Meines Wissens sind inzwischen viele PV-Speicher Lösungen zumindest eingeschränkt in der Lage auch ohne weitere Zusatzinvestitionen für einzelne Verbraucher einphasig im Notfall Strom bereitstellen zu können. Zumindest war mein Stand das es eine Notstromsteckdose gibt. Das ist aber dann nichts für eine Wärmepumpe.
Was ich ansonsten eher noch im Kopf hatte ist, dass es z.B. bei Sonnen eben die zusätzliche Technik gibt eben auch komplett das ganze Haus im Inselbetrieb zu betreiben. Meines Wissens lag der Preis so um die 1000 Euro. Klar ist das noch mal teurer, aber ich hatte es als eine Grössenordnung, die bei dem Gesamtinvestment noch gut tragbar ist eingeordnet. Aber klar, das ist auch wieder nur ein Anbietender und nicht der Standardfall. Das mit den weiteren Anträgen bei den Versorgern war mir an der Stelle nicht bewusst und macht es mal wieder komplizierter als es sein muss.
Hier nochmal eine gute Erklärung was passiert ist und wie es zu den hohen Preisen kam. Aber auch, dass der Intradaypreis zu der Zeit stabil geblieben ist.
Ach ja für alle die immer mit dem Finger auf China zeigen und meinen in Deutschland braucht ma n nix tun so lange China nicht mitzieht empfehle ich folgende Seite….
Super interessant. Wenn die Zahlen in der Quelle stimmen, dann baut China jeden Monat knapp so viel Solar und Wind wie wir in Deutschland ab 2026 pro Jahr neu ans Netz gehen lassen wollen (23,5GW/Monat). Es geht also, wenn man nur will.
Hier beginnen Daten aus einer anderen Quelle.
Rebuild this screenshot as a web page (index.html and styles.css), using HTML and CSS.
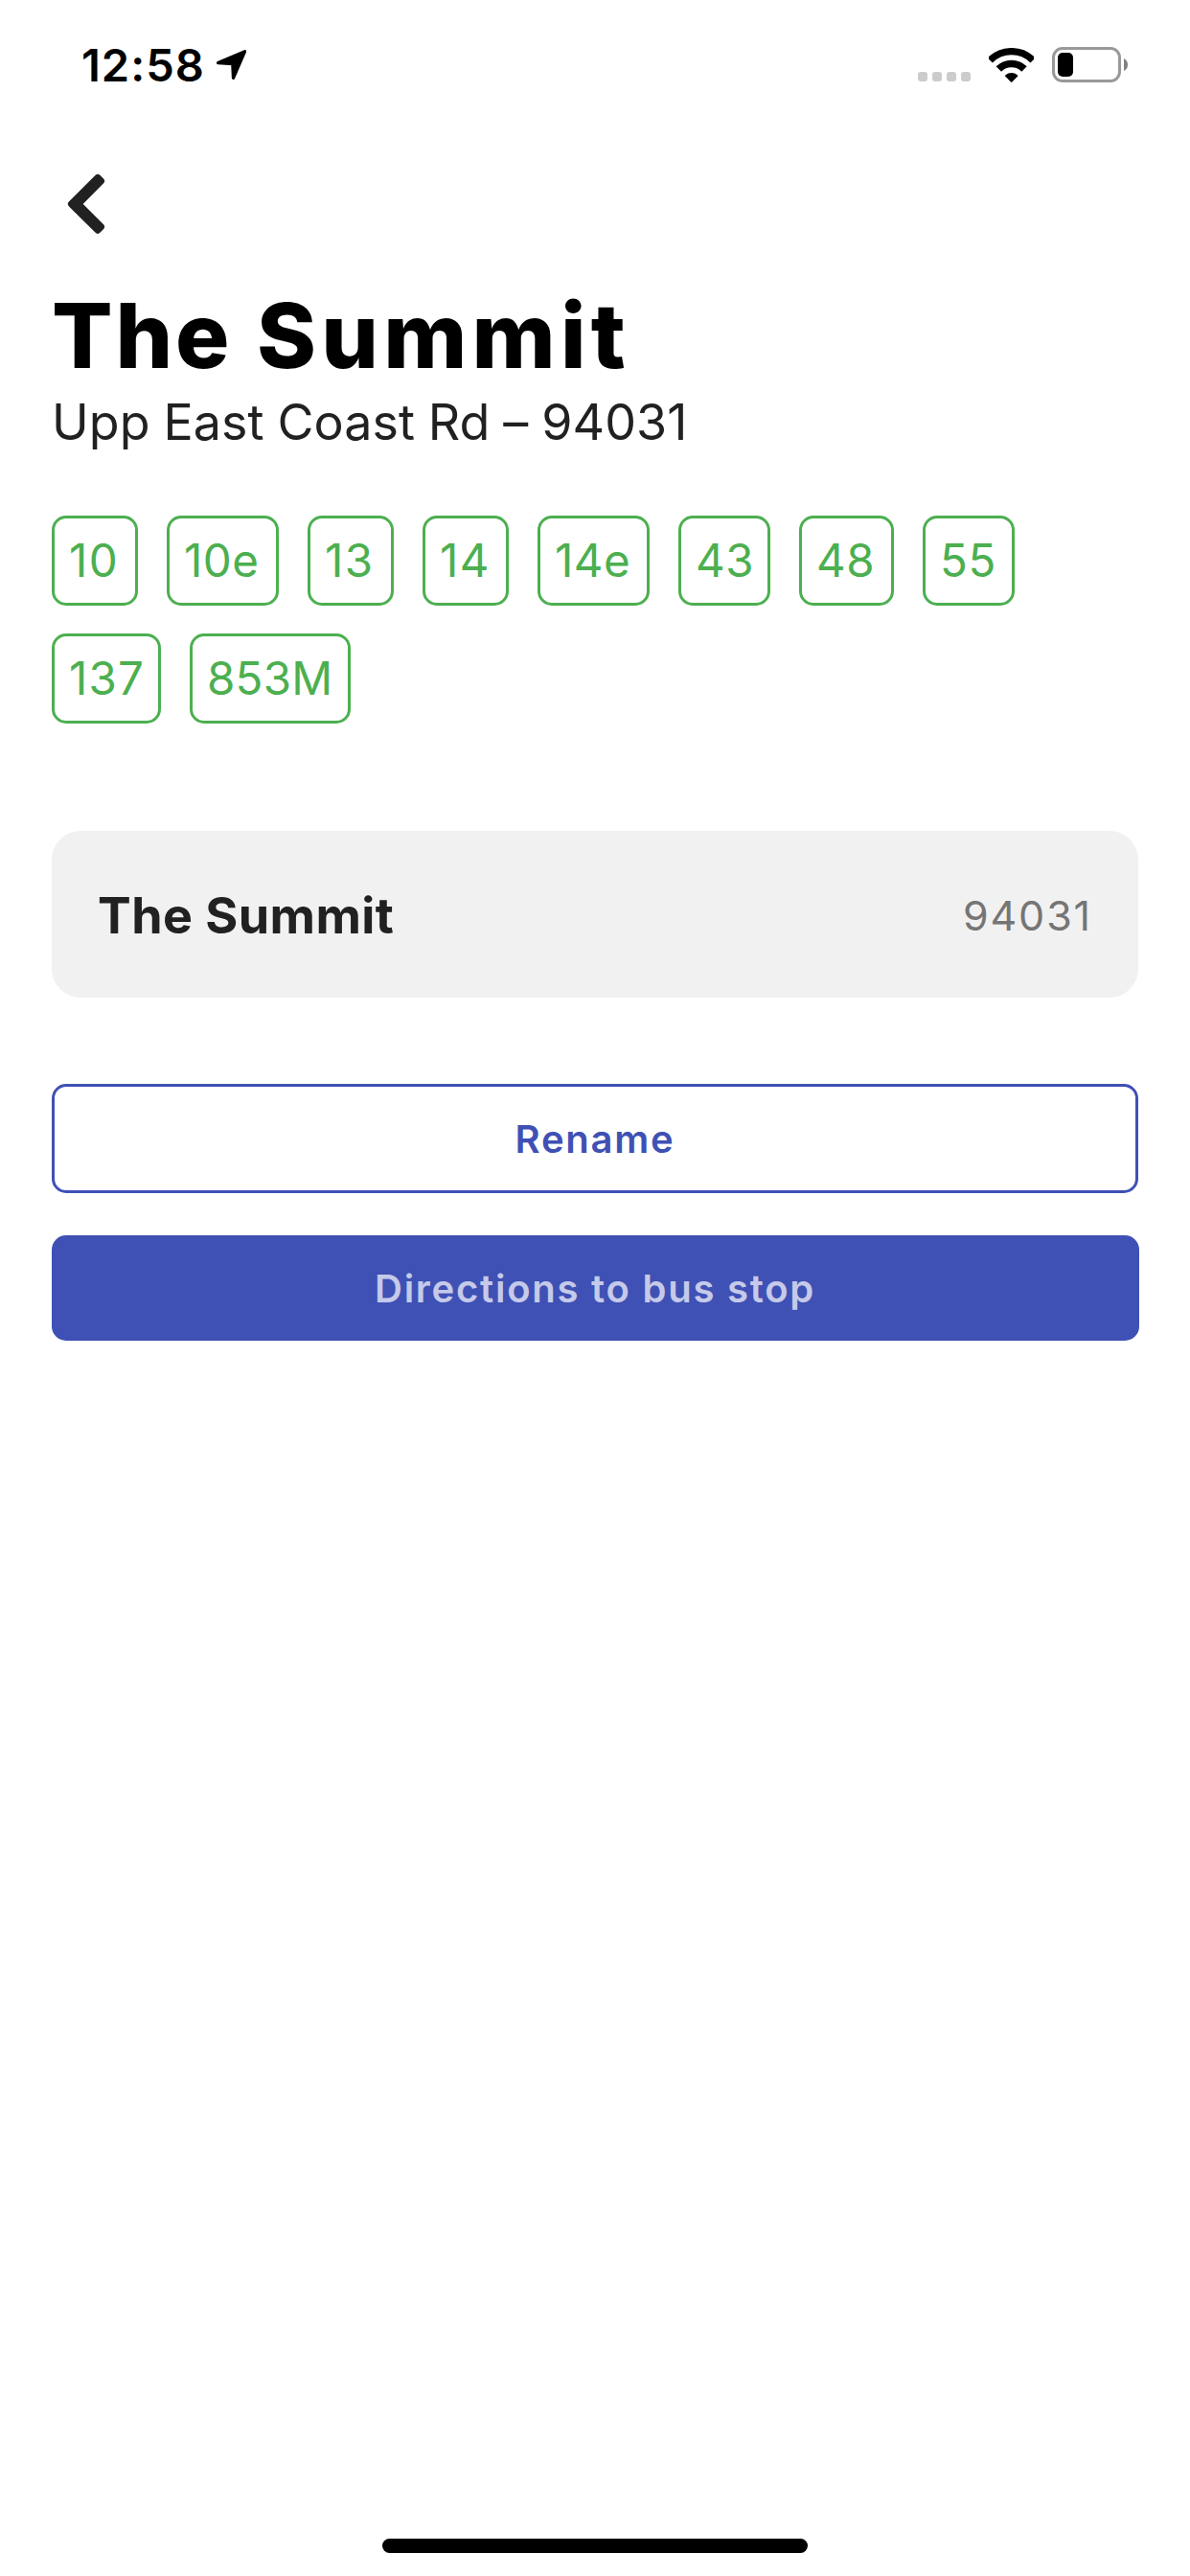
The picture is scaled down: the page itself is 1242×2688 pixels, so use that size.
FILE: index.html
```html
<!DOCTYPE html>
<html lang="en">
<head>
<meta charset="utf-8">
<title>The Summit</title>
<link rel="stylesheet" href="styles.css">
</head>
<body>
<div class="screen">
  <header class="status">
    <div class="status-left">
      <span class="time">12:58</span>
      <svg class="location" viewBox="557 96 95 94" aria-hidden="true"><path d="M562 137 645.500 101 609.500 184 607.500 140Z"/></svg>
    </div>
    <div class="status-right">
      <div class="signal"><i></i><i></i><i></i><i></i></div>
      <svg class="wifi" viewBox="305 57 143 108" aria-hidden="true">
        <path class="arc" stroke-width="22" d="M308.800 95.800A95 95 0 0 1 443.200 95.800"/>
        <path class="arc" stroke-width="23" d="M336 123A56.500 56.500 0 0 1 416 123"/>
        <path d="M374 163.500 356.200 145.500Q355.500 143.500 357.500 142A28 28 0 0 1 394.500 142Q396.500 143.500 395.800 145.500L378 163.500Q376 165.500 374 163.500Z"/>
      </svg>
      <svg class="battery" viewBox="0 0 79 37" aria-hidden="true">
        <rect class="shell" x="1.500" y="1.500" width="69" height="34" rx="9.500"/>
        <rect x="6" y="6" width="16" height="25" rx="5"/>
        <path class="nub" d="M75 12Q79 14 79 18.500Q79 23 75 25Z"/>
      </svg>
    </div>
  </header>

  <nav class="nav">
    <svg class="back" viewBox="70 181 40 64" role="img" aria-label="Back"><path d="M74.700 212.800 102 185.700 105.200 188.900 81.400 212.800 105.200 236.700 102 239.900Z"/></svg>
  </nav>

  <main class="content">
    <h1 class="title">The <span class="title-wide">Summit</span></h1>
    <p class="road">Upp East Coast Rd – 94031</p>

    <ul class="services">
      <li class="tag tag-s">10</li>
      <li class="tag tag-l">10e</li>
      <li class="tag tag-s">13</li>
      <li class="tag tag-s">14</li>
      <li class="tag tag-l">14e</li>
      <li class="tag tag-m">43</li>
      <li class="tag tag-m tag-wide">48</li>
      <li class="tag tag-m">55</li>
      <li class="tag tag-number">137</li>
      <li class="tag tag-xl">853M</li>
    </ul>

    <section class="card">
      <span class="card-name">The Summit</span>
      <span class="card-code">94031</span>
    </section>

    <button class="button button-outline">Rename</button>
    <button class="button button-solid">Directions to bus stop</button>
  </main>

  <div class="home-indicator"></div>
</div>
</body>
</html>
```
FILE: styles.css
```css
* {
  box-sizing: border-box;
}

body {
  margin: 0;
  background: #fff;
  color: #212121;
  font-family: Inter, "Liberation Sans", sans-serif;
}

.screen {
  display: flex;
  flex-direction: column;
  width: 1242px;
  height: 2688px;
  padding-bottom: 24px;
}

/* Status bar */
.status {
  display: flex;
  justify-content: space-between;
  align-items: center;
  height: 135px;
  padding: 0 65px 0 85px;
  color: #000;
}

.status-left,
.status-right {
  display: flex;
  align-items: center;
}

.time {
  width: 140.500px;
  font-size: 47px;
  line-height: 57px;
  font-weight: 600;
  letter-spacing: 1px;
}

.location {
  width: 31.700px;
  height: 31.300px;
  stroke: #000;
  stroke-width: 10;
  stroke-linejoin: round;
}

.signal {
  display: flex;
  gap: 5px;
  padding-top: 25px;
  margin-right: 18.500px;
}

.signal i {
  width: 10px;
  height: 10px;
  border-radius: 3px;
  background: #ccc;
}

.wifi {
  width: 47.700px;
  height: 36px;
  margin-right: 18.800px;
}

.arc {
  fill: none;
  stroke: #000;
}

.battery {
  width: 79px;
  height: 37px;
}

.shell {
  fill: none;
  stroke: #999;
  stroke-width: 3;
}

.nub {
  fill: #808080;
}

/* Back navigation */
.nav {
  display: flex;
  height: 158px;
  padding: 46px 70px 0;
}

.back {
  width: 40px;
  height: 64px;
  fill: #212121;
  stroke: #212121;
  stroke-width: 7.500;
  stroke-linejoin: round;
}

/* Stop details */
.content {
  display: flex;
  flex-direction: column;
  padding: 0 54px;
}

.title {
  margin: 0;
  color: #000;
  font-size: 94px;
  line-height: 114px;
  font-weight: 850;
  letter-spacing: 2.800px;
  word-spacing: 2.500px;
}

.title-wide {
  letter-spacing: 5.200px;
}

.road {
  margin: 0 0 63px;
  font-size: 52px;
  line-height: 68px;
  letter-spacing: 0.050px;
  word-spacing: -0.800px;
}

.services {
  display: flex;
  flex-wrap: wrap;
  gap: 29px 30px;
  margin: 0 0 112px;
  padding: 0;
  list-style: none;
}

.tag {
  height: 94px;
  padding-left: 15px;
  border: 3px solid #4caf50;
  border-radius: 15px;
  color: #4caf50;
  font-size: 47.500px;
  line-height: 88px;
  letter-spacing: 0.500px;
}

.tag-s {
  width: 90px;
  letter-spacing: 1.500px;
}

.tag-m { width: 96px; }
.tag-wide { width: 99px; }

.tag-number {
  width: 114px;
  letter-spacing: 1.200px;
}

.tag-l { width: 117px; }

.tag-xl {
  width: 168px;
  letter-spacing: 0.200px;
}

.card {
  display: flex;
  justify-content: space-between;
  align-items: center;
  height: 174px;
  margin-bottom: 90px;
  padding: 2px 48px 0;
  border-radius: 30px;
  background: #f1f1f1;
}

.card-name {
  font-size: 52px;
  font-weight: 700;
  letter-spacing: 0.450px;
}

.card-code {
  color: #757575;
  font-size: 43px;
  letter-spacing: 1.900px;
}

.button {
  padding: 0;
  border-radius: 15px;
  font-family: inherit;
  font-size: 40px;
  font-weight: 600;
  letter-spacing: 1.750px;
}

.button-outline {
  height: 114px;
  margin-bottom: 44px;
  border: 3px solid #3f51b5;
  background: transparent;
  color: #3f51b5;
}

.button-solid {
  height: 110px;
  margin: 0 -0.500px;
  border: 0;
  background: #3f51b5;
  color: #c5cae9;
}

.home-indicator {
  width: 444px;
  height: 15px;
  margin: auto auto 0;
  border-radius: 8px;
  background: #000;
}
```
Die Hoffnung ist das China ab ca. 2025 keine neuen Kohlekraftwerke mehr bauen wird und der derzeit noch sehr hohe Anteil der Kohle an der Stromerzeugung rapide abnimmt. China hat derzeit etwas mehr 1.000 GW Kohlekapazität am Netz, theoretisch könnte das innerhalb von 10-20 Jahren abgeschaltet werden, wenn das Wachstum der Erneuerbaren sich weiter so beschleunigt.
(Nuklear wird von China zwar weiter ausgebaut, aber nur auf dem Niveau das der Anteil an der Stromproduktion von ca. 7% etwa gehalten wird. Atomkraftwerke werden also auch im Reich der Mitte nicht als die Energieform der Zukunft angesehen).
Zu der Meldung passt, dass in Kalifornien gerade ohne Probleme durch eine enorme Hitzewelle gekommen ist, die in früheren Jahren wohl zu erheblichen Stromausfällen geführt hätte (weil die Netze durch den allgemeinen Einsatz von Klimaanlagen überlastet worden wären). Neben dem Ausbau der Erneuerbaren werden dafür auch die Installation von 10GW Batteriekapazität verantwortlich gemacht. Während wir hier in Deutschland noch darüber reden, ob Batterien irgendwann als Pufferspeicher eingesetzt werden können, hat Kalifornien davon in der Größenordnung von 10 Atommeilern Kapazität am Netz.